New decision-making framework identifies the best uses for scarce conservation resources

Imagine that you are a policy-maker pressed to decide how you should best employ your government’s limited resources to save endangered species. Where should you direct your energy? Which species should you save and how? And which species do you let go?

A new tool developed by UBC researchers and the Commonwealth Science Industrial Research Organization can now help answer those questions. Aptly called “Priority Threat Management,” the new tool is a mathematical equation that helps NGOs, governments and environmental agencies prioritize competing conservation goals and make the best decisions possible.

“Essentially, it’s a tool that enables us to determine the cost-effectiveness of different management strategies for saving biodiversity,” said Dr. Tara Martin, a professor in UBC’s faculty of forestry and the lead author of a case study that assessed the tool’s use in Saskatchewan.

“It allows us to answer questions such as how much would it cost to save all of Canada’s species at risk and which management actions would save the most species per dollar invested.”

By considering aspects relevant to conservation efforts — like the cost, feasibility and benefits of management strategies — the tool can also determine the likelihood that management actions will successfully recover a species at risk. It can also determine which species cannot be saved regardless of the management strategy used. Martin emphasized that the tool is meant to measure a species’ probability of persistence — its likelihood of forming thriving, self-sustaining populations — into the future.

In 2018, partnership with Environment and Climate Change Canada (ECCC), Martin and other UBC researchers applied the tool in Canada for the first time. They focused on 15 species in a region of Saskatchewan called South of the Divide, 13 of which were listed under the Canada Species at Risk Act.

In 2017, ECCC’s multi-species action plan recommended 18 general management strategies and over 200 actions for species conservation. By applying the tool, the researchers helped agencies decide how to best use their limited resources to save the greatest number of species.

If little to no species management was applied, the researchers found only 2 of the 15 species would achieve their recovery goals, However, if 5 of the 18 strategies were implemented, that number would jump to 13 of 15 species.

The two remaining species, the burrowing owl and black-footed ferret, would not reach their recovery goals with the resources currently available.

Martin noted that the tool’s data comes from various sources. Much of the conservation literature includes what Martin called “train wrecks,” or the impact of different land uses and the exploitation of biodiversity.

There has been less information published on the effectiveness of certain management strategies, knowledge about ecology and threats to species. Knowledge from Indigenous communities, however, has helped fill many of these gaps.

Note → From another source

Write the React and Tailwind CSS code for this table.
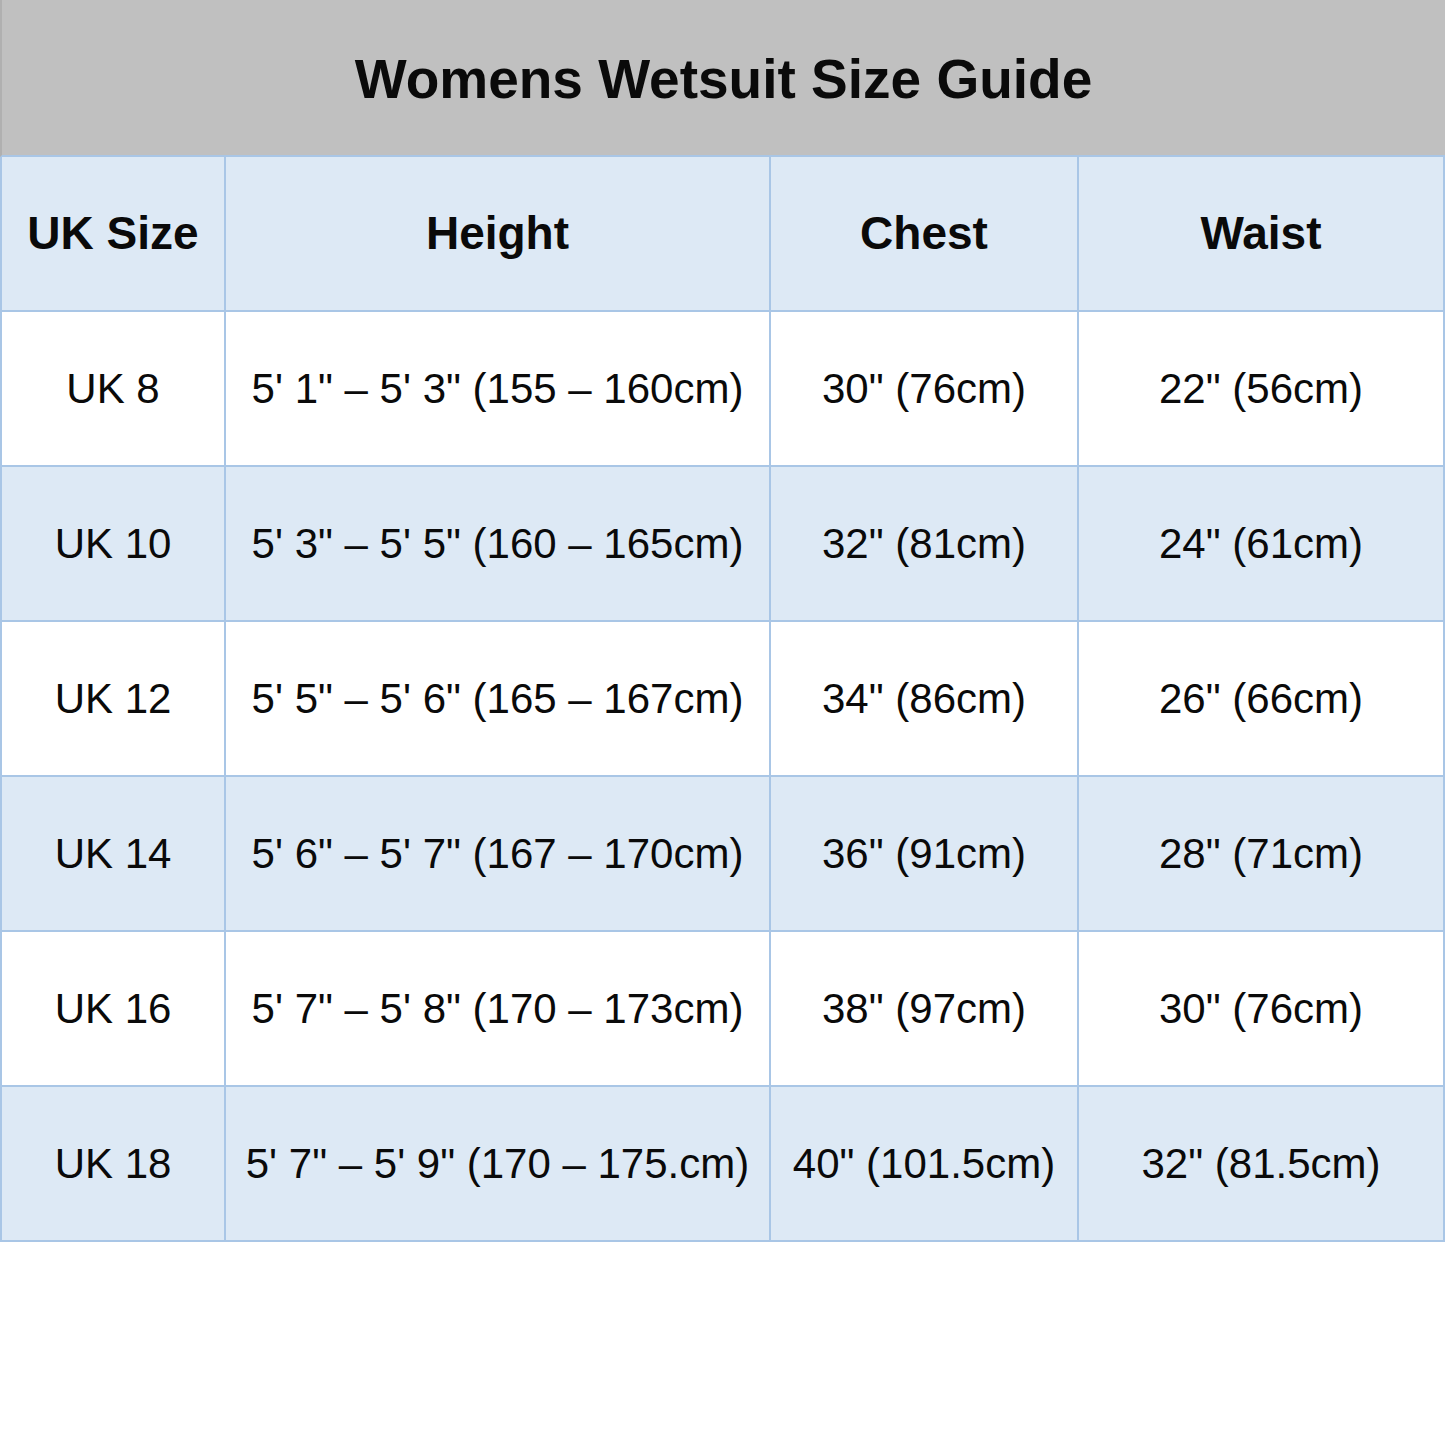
const rows = [
  ["UK 8", "5' 1\" – 5' 3\" (155 – 160cm)", "30\" (76cm)", "22\" (56cm)"],
  ["UK 10", "5' 3\" – 5' 5\" (160 – 165cm)", "32\" (81cm)", "24\" (61cm)"],
  ["UK 12", "5' 5\" – 5' 6\" (165 – 167cm)", "34\" (86cm)", "26\" (66cm)"],
  ["UK 14", "5' 6\" – 5' 7\" (167 – 170cm)", "36\" (91cm)", "28\" (71cm)"],
  ["UK 16", "5' 7\" – 5' 8\" (170 – 173cm)", "38\" (97cm)", "30\" (76cm)"],
  ["UK 18", "5' 7\" – 5' 9\" (170 – 175.cm)", "40\" (101.5cm)", "32\" (81.5cm)"],
];

const cols = ["w-[226px] border-l-2", "w-[545px]", "w-[308px]", "flex-1"];

function Cell({ className, children }) {
  return (
    <div
      className={`flex h-[155px] items-center justify-center border-b-2 border-r-2 border-[#a9c6e6] ${className}`}
    >
      {children}
    </div>
  );
}

export default function App() {
  return (
    <div className="w-[1445px] h-[1445px] bg-white font-['Liberation_Sans',Arial,sans-serif] text-[#0a0a0a]">
      <div className="flex h-[157px] items-center justify-center border-b-2 border-l-2 border-[#a9c6e6] border-l-[#b0b0b0] bg-[#c0c0c0] pt-1">
        <h1 className="text-[55px] font-bold">Womens Wetsuit Size Guide</h1>
      </div>

      <div className="flex bg-[#dde9f5] text-[46px] font-bold">
        {["UK Size", "Height", "Chest", "Waist"].map((h, i) => (
          <Cell key={h} className={cols[i]}>
            {h}
          </Cell>
        ))}
      </div>

      {rows.map((r, ri) => (
        <div
          key={r[0]}
          className={`flex text-[42px] ${ri % 2 ? "bg-[#dde9f5]" : "bg-white"}`}
        >
          {r.map((v, i) => (
            <Cell key={i} className={cols[i]}>
              {v}
            </Cell>
          ))}
        </div>
      ))}
    </div>
  );
}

“We’ve spent a lot less effort in documenting and identifying what management actions we can take to mitigate those threats, and so in order to populate these models, we need to talk to people, we need to talk to experts,” said Martin, “and a lot of those experts are Indigenous peoples who’ve been … working [and] living with these endangered species in their territories for millennia.”

A future consideration for the tool is incorporating cultural or social values towards different species into the equation. Since people do not value all species equally, Martin explained that the tool could be adapted to quantify the cultural value or phylogenetic uniqueness — the genetic distinctness — of different species.

Martin also does not plan to stop at Saskatchewan. The tool has been applied in parts of New Zealand and Australia, and there have also been four case studies conducted in Canada so far.

“So in terms of scope, we are continuing to develop the method and test it in different regions, not only in Canada, but different regions around the world,” Martin said. “The more we can test it in different jurisdictions, the more … robust this tool becomes.”